* What needs to be done
Select from the data all lines with the word "components".

* Provided entries
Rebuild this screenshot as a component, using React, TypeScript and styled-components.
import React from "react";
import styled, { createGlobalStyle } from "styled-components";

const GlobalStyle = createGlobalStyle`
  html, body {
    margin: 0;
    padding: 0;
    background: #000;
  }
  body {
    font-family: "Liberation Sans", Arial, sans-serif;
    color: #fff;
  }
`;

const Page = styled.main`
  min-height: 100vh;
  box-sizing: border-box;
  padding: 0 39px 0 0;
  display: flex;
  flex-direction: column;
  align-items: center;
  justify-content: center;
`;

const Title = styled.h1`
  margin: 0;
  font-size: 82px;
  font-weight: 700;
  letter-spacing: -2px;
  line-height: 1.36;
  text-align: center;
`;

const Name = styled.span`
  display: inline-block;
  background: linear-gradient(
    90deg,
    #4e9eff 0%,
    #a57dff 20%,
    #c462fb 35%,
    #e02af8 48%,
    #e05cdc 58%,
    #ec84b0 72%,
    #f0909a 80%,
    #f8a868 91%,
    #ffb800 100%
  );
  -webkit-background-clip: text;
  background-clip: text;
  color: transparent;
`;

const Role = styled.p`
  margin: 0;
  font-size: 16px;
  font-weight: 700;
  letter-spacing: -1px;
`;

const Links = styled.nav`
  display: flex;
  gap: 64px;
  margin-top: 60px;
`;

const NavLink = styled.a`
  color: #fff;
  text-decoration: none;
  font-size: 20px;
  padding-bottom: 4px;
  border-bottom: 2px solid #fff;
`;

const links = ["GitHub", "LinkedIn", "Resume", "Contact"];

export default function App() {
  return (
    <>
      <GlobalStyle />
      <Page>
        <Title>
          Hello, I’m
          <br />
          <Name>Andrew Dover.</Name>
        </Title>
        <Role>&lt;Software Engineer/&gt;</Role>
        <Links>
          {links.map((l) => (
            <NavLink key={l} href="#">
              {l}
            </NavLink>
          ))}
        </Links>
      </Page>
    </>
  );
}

...

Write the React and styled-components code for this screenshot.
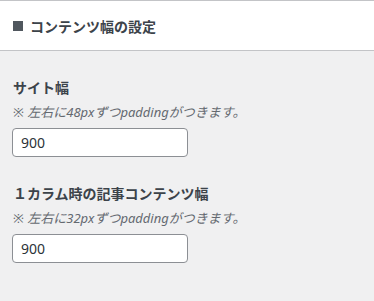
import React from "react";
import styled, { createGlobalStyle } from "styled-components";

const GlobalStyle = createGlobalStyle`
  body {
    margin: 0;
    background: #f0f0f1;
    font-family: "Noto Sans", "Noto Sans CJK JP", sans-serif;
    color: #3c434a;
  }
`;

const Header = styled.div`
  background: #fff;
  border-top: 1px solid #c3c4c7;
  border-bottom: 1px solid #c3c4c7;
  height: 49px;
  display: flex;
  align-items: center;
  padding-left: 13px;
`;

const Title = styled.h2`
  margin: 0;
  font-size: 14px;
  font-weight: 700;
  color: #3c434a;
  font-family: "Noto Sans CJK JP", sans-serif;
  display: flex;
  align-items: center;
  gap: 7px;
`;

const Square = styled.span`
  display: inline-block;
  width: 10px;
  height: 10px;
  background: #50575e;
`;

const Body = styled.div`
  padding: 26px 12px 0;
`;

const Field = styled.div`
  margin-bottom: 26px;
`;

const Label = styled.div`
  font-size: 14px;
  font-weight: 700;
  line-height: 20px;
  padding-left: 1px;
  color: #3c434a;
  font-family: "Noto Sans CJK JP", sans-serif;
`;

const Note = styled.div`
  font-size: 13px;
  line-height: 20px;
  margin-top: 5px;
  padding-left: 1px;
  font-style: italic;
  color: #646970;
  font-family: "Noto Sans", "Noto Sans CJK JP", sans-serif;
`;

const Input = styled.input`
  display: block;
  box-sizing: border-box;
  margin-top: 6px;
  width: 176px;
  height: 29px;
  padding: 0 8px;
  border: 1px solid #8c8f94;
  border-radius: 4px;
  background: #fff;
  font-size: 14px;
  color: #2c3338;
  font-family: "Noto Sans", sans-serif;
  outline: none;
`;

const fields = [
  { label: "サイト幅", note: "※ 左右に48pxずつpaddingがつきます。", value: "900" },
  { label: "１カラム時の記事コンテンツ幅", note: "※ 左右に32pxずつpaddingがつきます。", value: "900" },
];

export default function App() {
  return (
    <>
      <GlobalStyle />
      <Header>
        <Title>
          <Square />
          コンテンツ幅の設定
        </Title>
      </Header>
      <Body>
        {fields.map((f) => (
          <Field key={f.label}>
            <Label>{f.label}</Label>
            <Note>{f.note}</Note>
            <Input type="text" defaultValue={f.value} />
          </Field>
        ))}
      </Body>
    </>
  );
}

==

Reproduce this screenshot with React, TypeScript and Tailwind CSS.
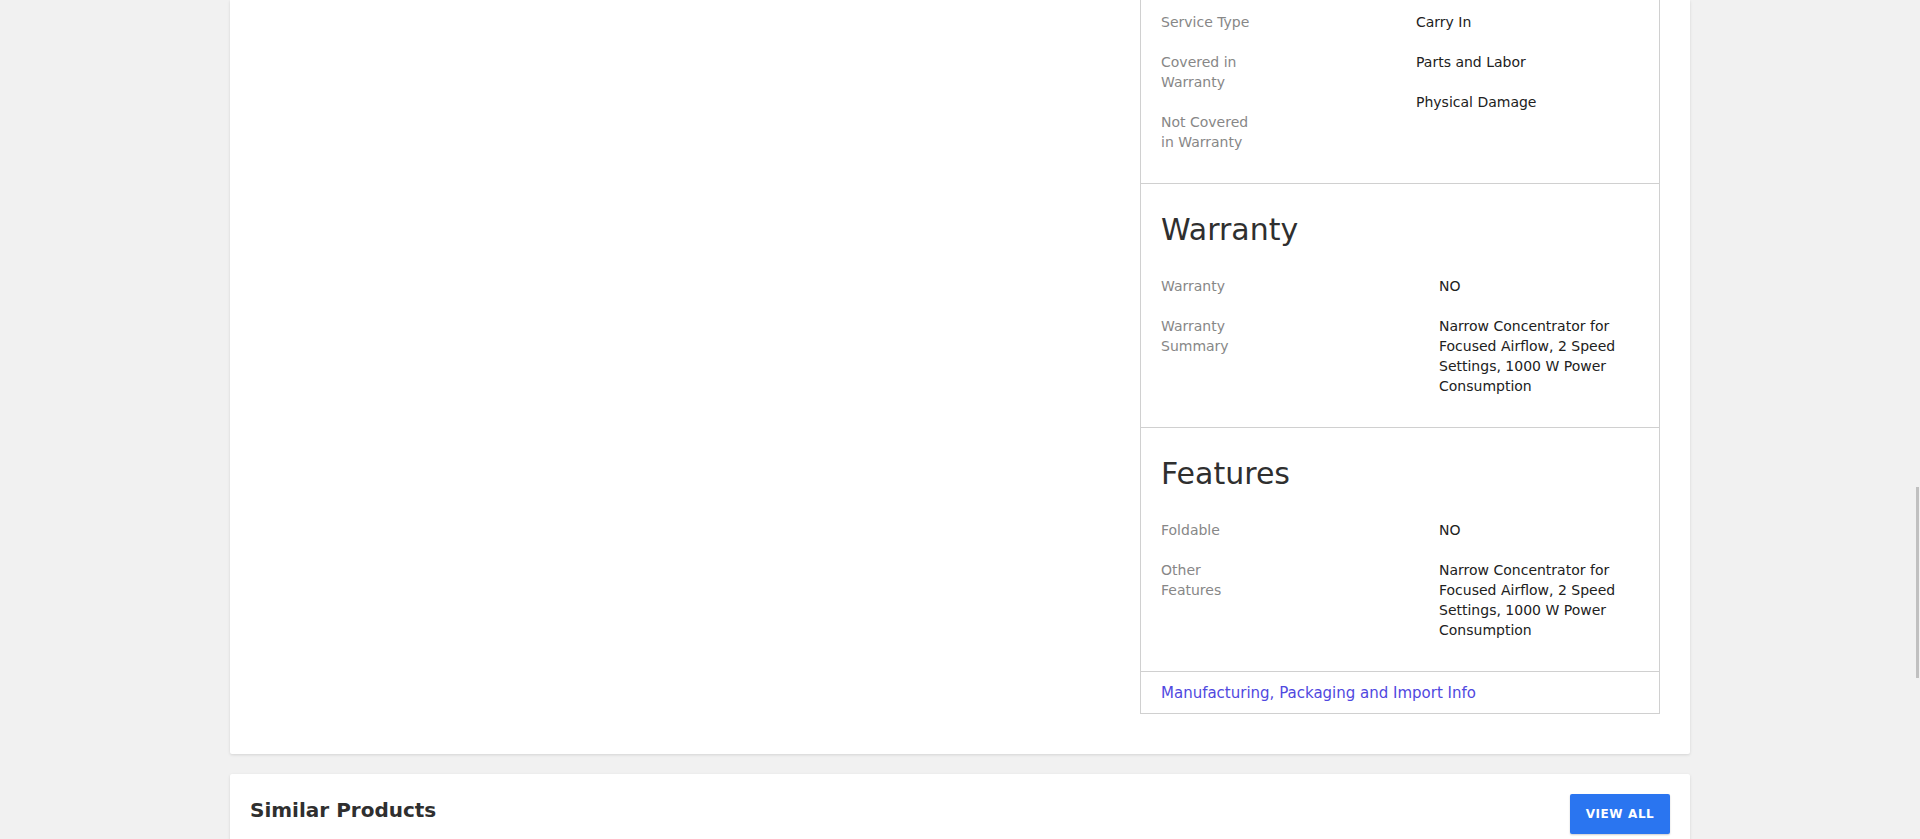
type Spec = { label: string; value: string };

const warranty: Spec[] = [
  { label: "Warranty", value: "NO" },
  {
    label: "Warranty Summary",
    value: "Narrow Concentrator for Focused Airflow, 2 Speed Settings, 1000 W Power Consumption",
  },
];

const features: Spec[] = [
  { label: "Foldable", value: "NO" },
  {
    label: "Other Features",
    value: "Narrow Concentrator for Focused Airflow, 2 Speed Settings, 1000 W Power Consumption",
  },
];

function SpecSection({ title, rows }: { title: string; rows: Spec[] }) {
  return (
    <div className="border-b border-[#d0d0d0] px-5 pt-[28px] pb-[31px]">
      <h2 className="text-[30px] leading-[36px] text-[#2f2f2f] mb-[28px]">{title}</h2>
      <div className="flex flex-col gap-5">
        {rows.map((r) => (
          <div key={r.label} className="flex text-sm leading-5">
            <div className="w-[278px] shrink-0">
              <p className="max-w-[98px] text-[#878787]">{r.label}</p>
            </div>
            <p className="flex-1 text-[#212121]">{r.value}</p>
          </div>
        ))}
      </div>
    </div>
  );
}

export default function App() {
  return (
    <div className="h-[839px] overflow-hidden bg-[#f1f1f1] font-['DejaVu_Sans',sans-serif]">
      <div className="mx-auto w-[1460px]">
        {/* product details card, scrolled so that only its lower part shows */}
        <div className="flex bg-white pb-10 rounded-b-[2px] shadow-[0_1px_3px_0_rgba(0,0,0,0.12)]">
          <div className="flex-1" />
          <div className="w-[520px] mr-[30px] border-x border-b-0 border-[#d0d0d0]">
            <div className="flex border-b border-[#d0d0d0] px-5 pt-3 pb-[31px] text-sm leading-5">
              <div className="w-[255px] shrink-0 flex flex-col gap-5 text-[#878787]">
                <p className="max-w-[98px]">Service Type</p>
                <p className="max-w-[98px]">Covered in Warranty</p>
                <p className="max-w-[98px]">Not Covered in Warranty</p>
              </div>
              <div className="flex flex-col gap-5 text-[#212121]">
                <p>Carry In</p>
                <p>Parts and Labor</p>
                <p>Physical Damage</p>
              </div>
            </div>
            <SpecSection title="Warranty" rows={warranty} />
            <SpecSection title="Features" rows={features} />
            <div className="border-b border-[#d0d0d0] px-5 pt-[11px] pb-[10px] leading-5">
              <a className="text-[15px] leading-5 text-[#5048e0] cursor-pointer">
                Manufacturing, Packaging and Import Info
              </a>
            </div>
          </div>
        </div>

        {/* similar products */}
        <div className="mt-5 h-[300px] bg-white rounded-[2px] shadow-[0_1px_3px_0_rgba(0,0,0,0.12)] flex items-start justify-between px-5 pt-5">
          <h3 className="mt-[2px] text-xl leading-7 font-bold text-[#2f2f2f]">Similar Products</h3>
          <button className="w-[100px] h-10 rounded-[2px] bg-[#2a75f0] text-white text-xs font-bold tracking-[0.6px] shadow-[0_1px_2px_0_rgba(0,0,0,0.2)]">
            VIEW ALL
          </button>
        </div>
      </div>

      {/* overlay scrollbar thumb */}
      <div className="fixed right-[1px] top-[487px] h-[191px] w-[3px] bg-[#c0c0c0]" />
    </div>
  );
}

* Response
Rebuild this screenshot as a component, using React, TypeScript and styled-components.
import styled, { createGlobalStyle } from "styled-components";
Write the React and styled-components code for this screenshot.
import styled, { createGlobalStyle } from "styled-components";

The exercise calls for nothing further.